In the meantime, how do we muddle through? I’m trying, in yogic/therapeutic parlance, to sit with the uncertainty, and to practice what my therapist (still available for tele-therapy!) calls flexible thinking. So many possible scenarios to roll with, and so many questions that don’t yet have firm answers.

My immediate uncertainties involve family and friends. When will I see my parents in person again? (I have to believe that I will see them again.) Will my oldest kid, a high-school senior, get to experience the group rituals of prom and graduation, even if it’s in some form she and we never anticipated?

College decisions have been rolling in, bursts of welcome normalcy and news. Will L and her cohort be able to start college in the fall, and what will that experience look like? There is no way of knowing right now. But we can hope.

Speaking of hope, we decided last weekend that we’d foster a dog. Meet Allie, a lab mix rescued from rural North Carolina:

Cute, no? Adding a country gal with questionable manners to an urban household might not have been the wisest move right now. But we figured we’d be home for a while anyway, and might do something kind for a fellow creature (and ourselves).

The good news: Kindnesses abound these days. Neighbors on my DC row-house block have been checking in with and checking up on each other. Friday night, following the lead of another DC neighborhood, we had a porch-and-stoop singalong. (I look forward to many socially distant porch happy hours—not to mention Zoom yoga classes, webinars, and meetups—in the near future.) Those who can have been supporting local businesses by ordering takeout and books and locally sourced products.

Turns out we really are part of a community. I expect you are too. How lovely, even in the shadow of contagion, to be reminded of that.

Some linkage worth your time this week:

1) Want to help but not sure how? The Washington Post has a great roundup of suggestions on how to step up and help out.

2) Indie bookstores keep on keeping on, bless them. My neighborhood indie, East City Bookshop, has switched to an online-and-curbside delivery model. (Maybe yours has too?) DC flagship Politics & Prose has launched a multi-pronged response, including live-streaming author events that can’t take place in person.

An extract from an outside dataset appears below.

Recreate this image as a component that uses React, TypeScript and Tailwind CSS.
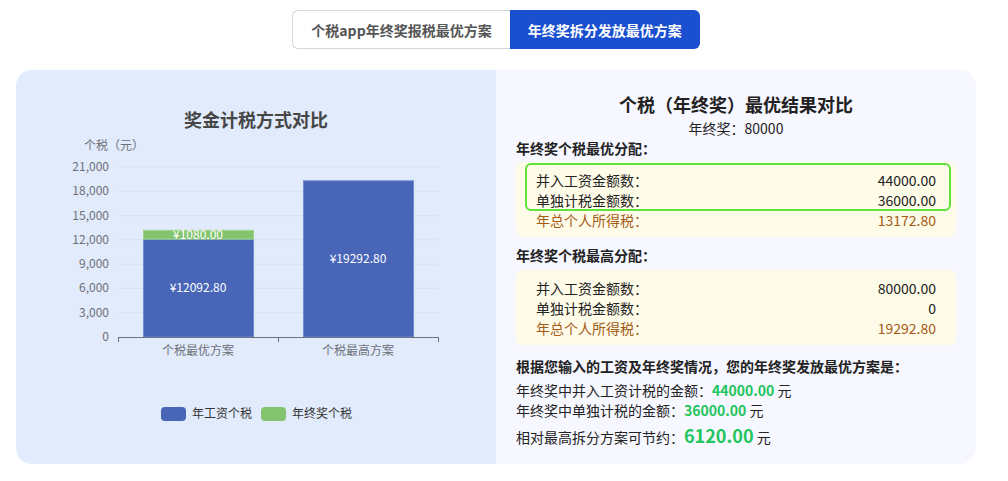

3) Related: “Booksellers are great underdogs. We’ve got to be.” (From “Bookselling at the End of the World,” by Stephen Sparks of SF’s Green Apple Books on the Park.)

4) Indie publishers, too, will be hit, are being hit, by the COVID-19 crisis, as my publisher Anne Trubek explains in this installment of her excellent newsletter, Notes From a Small Press. (While we’re here, please go buy one of Belt Publishing’s excellent titles. Bonus: They’re having a sale!)

5) If you’ve been looking for an excuse to read Elizabeth Gaskill’s novel North and South, your moment has arrived.

5) Like my family, many people have decided it’s a fine time to add an animal companion to the household.

6) Okay Zoomer: Zoom has fast become the go-to platform for many of the virtual meetups and hangouts and meetings and other socially distant get-togethers we need right now. Two weeks ago, I had never heard of Zoom, or the phrase “social distancing.” Now they punctuate and shape my days. Go figure.

7) What I’ve been watching and reading this week:

“Picard,” of course, lifelong Trekkie that I am, though I never really got on the Next-Gen bandwagon. Bonus: Enjoy @SirPatStew reciting one of Will S’s sonnets:

March 21, 2020

“Prince of Egypt,” the 1998 Disney animated movie about Moses and the Exodus (plagues, peril, and hope—sound familiar?).

—the audiobook of Mr. Churchill’s Secretary, the first in Susan Elia MacNeal’s Maggie Hope mystery series set in WWII-era London. Because we’ve had darkest hours before, and because spies and intrigue are always fascinating.

—the Kindle edition of Pale Rider: The Spanish Influenza of 1918 and How It Changed the World, by Laura Spinney, which I am reading out loud to my children (more positive than it sounds, really!). Because it’s good to be reminded, as Spinney observes, that pandemics are socio-cultural as well as biological, and to understand how humanity has survived them in the past.

Stay well, friends. Thanks for reading.